Your objective:
Write out the material again exactly, please, and omit the pictures.

Material provided:
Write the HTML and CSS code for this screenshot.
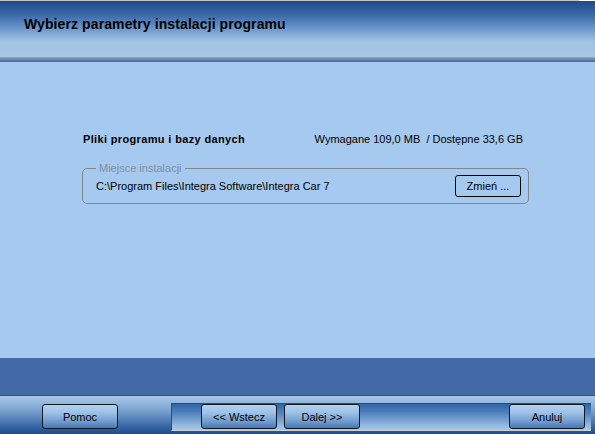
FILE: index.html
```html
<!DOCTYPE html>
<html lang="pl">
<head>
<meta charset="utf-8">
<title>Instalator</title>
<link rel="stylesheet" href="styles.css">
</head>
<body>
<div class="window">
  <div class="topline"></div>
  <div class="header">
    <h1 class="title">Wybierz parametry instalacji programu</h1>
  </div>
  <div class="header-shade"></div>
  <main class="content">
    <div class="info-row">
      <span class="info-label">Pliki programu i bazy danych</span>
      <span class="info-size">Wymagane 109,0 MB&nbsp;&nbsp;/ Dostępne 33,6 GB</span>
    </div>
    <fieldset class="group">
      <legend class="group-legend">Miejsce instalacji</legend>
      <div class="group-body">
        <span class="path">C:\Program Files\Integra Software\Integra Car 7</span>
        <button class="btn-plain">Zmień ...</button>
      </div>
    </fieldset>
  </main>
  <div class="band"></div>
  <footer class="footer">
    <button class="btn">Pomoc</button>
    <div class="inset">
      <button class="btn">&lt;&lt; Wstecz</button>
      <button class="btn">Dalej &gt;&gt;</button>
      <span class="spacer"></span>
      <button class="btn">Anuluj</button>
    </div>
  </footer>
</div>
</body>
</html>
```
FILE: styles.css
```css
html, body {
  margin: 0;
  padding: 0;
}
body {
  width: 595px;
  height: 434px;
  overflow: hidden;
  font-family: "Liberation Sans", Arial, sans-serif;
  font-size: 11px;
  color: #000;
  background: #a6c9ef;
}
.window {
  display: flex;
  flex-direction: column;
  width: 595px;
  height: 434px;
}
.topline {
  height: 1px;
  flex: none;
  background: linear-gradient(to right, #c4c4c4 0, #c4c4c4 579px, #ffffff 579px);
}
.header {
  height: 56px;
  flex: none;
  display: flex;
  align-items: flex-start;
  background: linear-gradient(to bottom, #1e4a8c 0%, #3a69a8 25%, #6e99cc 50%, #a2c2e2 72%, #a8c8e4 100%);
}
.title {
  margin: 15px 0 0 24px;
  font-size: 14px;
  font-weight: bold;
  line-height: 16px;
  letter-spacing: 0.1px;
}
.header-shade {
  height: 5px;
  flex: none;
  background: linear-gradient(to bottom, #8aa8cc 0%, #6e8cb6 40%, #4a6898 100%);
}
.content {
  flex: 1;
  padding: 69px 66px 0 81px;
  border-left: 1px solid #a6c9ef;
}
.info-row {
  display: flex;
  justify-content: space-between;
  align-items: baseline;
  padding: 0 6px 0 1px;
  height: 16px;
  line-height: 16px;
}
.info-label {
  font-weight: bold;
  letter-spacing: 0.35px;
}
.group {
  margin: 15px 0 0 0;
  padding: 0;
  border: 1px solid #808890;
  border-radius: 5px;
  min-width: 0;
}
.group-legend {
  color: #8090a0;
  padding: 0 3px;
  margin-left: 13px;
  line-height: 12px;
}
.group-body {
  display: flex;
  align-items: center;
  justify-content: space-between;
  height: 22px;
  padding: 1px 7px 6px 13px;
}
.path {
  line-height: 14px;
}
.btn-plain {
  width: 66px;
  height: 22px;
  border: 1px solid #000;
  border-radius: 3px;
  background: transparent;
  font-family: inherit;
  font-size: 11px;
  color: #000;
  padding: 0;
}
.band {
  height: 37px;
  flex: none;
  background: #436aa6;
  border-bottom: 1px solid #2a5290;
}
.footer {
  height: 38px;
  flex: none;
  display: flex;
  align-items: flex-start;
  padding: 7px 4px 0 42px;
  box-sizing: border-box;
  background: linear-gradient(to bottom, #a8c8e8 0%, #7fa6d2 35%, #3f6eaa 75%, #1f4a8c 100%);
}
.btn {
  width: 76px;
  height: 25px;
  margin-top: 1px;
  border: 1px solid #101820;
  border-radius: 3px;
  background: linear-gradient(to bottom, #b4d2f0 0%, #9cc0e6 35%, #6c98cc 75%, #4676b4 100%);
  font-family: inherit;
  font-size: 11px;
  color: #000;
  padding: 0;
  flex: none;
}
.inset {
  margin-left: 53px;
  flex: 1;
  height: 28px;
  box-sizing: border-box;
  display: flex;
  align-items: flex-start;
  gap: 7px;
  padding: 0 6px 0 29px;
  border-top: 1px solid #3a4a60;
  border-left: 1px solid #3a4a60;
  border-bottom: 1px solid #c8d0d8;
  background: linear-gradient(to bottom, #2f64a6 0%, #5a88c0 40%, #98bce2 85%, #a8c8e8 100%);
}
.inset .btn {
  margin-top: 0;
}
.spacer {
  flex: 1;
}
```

Result:
Write the HTML and CSS code for this screenshot.
FILE: index.html
```html
<!DOCTYPE html>
<html lang="pl">
<head>
<meta charset="utf-8">
<title>Instalator</title>
<link rel="stylesheet" href="styles.css">
</head>
<body>
<div class="window">
  <div class="topline"></div>
  <div class="header">
    <h1 class="title">Wybierz parametry instalacji programu</h1>
  </div>
  <div class="header-shade"></div>
  <main class="content">
    <div class="info-row">
      <span class="info-label">Pliki programu i bazy danych</span>
      <span class="info-size">Wymagane 109,0 MB&nbsp;&nbsp;/ Dostępne 33,6 GB</span>
    </div>
    <fieldset class="group">
      <legend class="group-legend">Miejsce instalacji</legend>
      <div class="group-body">
        <span class="path">C:\Program Files\Integra Software\Integra Car 7</span>
        <button class="btn-plain">Zmień ...</button>
      </div>
    </fieldset>
  </main>
  <div class="band"></div>
  <footer class="footer">
    <button class="btn">Pomoc</button>
    <div class="inset">
      <button class="btn">&lt;&lt; Wstecz</button>
      <button class="btn">Dalej &gt;&gt;</button>
      <span class="spacer"></span>
      <button class="btn">Anuluj</button>
    </div>
  </footer>
</div>
</body>
</html>
```
FILE: styles.css
```css
html, body {
  margin: 0;
  padding: 0;
}
body {
  width: 595px;
  height: 434px;
  overflow: hidden;
  font-family: "Liberation Sans", Arial, sans-serif;
  font-size: 11px;
  color: #000;
  background: #a6c9ef;
}
.window {
  display: flex;
  flex-direction: column;
  width: 595px;
  height: 434px;
}
.topline {
  height: 1px;
  flex: none;
  background: linear-gradient(to right, #c4c4c4 0, #c4c4c4 579px, #ffffff 579px);
}
.header {
  height: 56px;
  flex: none;
  display: flex;
  align-items: flex-start;
  background: linear-gradient(to bottom, #1e4a8c 0%, #3a69a8 25%, #6e99cc 50%, #a2c2e2 72%, #a8c8e4 100%);
}
.title {
  margin: 15px 0 0 24px;
  font-size: 14px;
  font-weight: bold;
  line-height: 16px;
  letter-spacing: 0.1px;
}
.header-shade {
  height: 5px;
  flex: none;
  background: linear-gradient(to bottom, #8aa8cc 0%, #6e8cb6 40%, #4a6898 100%);
}
.content {
  flex: 1;
  padding: 69px 66px 0 81px;
  border-left: 1px solid #a6c9ef;
}
.info-row {
  display: flex;
  justify-content: space-between;
  align-items: baseline;
  padding: 0 6px 0 1px;
  height: 16px;
  line-height: 16px;
}
.info-label {
  font-weight: bold;
  letter-spacing: 0.35px;
}
.group {
  margin: 15px 0 0 0;
  padding: 0;
  border: 1px solid #808890;
  border-radius: 5px;
  min-width: 0;
}
.group-legend {
  color: #8090a0;
  padding: 0 3px;
  margin-left: 13px;
  line-height: 12px;
}
.group-body {
  display: flex;
  align-items: center;
  justify-content: space-between;
  height: 22px;
  padding: 1px 7px 6px 13px;
}
.path {
  line-height: 14px;
}
.btn-plain {
  width: 66px;
  height: 22px;
  border: 1px solid #000;
  border-radius: 3px;
  background: transparent;
  font-family: inherit;
  font-size: 11px;
  color: #000;
  padding: 0;
}
.band {
  height: 37px;
  flex: none;
  background: #436aa6;
  border-bottom: 1px solid #2a5290;
}
.footer {
  height: 38px;
  flex: none;
  display: flex;
  align-items: flex-start;
  padding: 7px 4px 0 42px;
  box-sizing: border-box;
  background: linear-gradient(to bottom, #a8c8e8 0%, #7fa6d2 35%, #3f6eaa 75%, #1f4a8c 100%);
}
.btn {
  width: 76px;
  height: 25px;
  margin-top: 1px;
  border: 1px solid #101820;
  border-radius: 3px;
  background: linear-gradient(to bottom, #b4d2f0 0%, #9cc0e6 35%, #6c98cc 75%, #4676b4 100%);
  font-family: inherit;
  font-size: 11px;
  color: #000;
  padding: 0;
  flex: none;
}
.inset {
  margin-left: 53px;
  flex: 1;
  height: 28px;
  box-sizing: border-box;
  display: flex;
  align-items: flex-start;
  gap: 7px;
  padding: 0 6px 0 29px;
  border-top: 1px solid #3a4a60;
  border-left: 1px solid #3a4a60;
  border-bottom: 1px solid #c8d0d8;
  background: linear-gradient(to bottom, #2f64a6 0%, #5a88c0 40%, #98bce2 85%, #a8c8e8 100%);
}
.inset .btn {
  margin-top: 0;
}
.spacer {
  flex: 1;
}
```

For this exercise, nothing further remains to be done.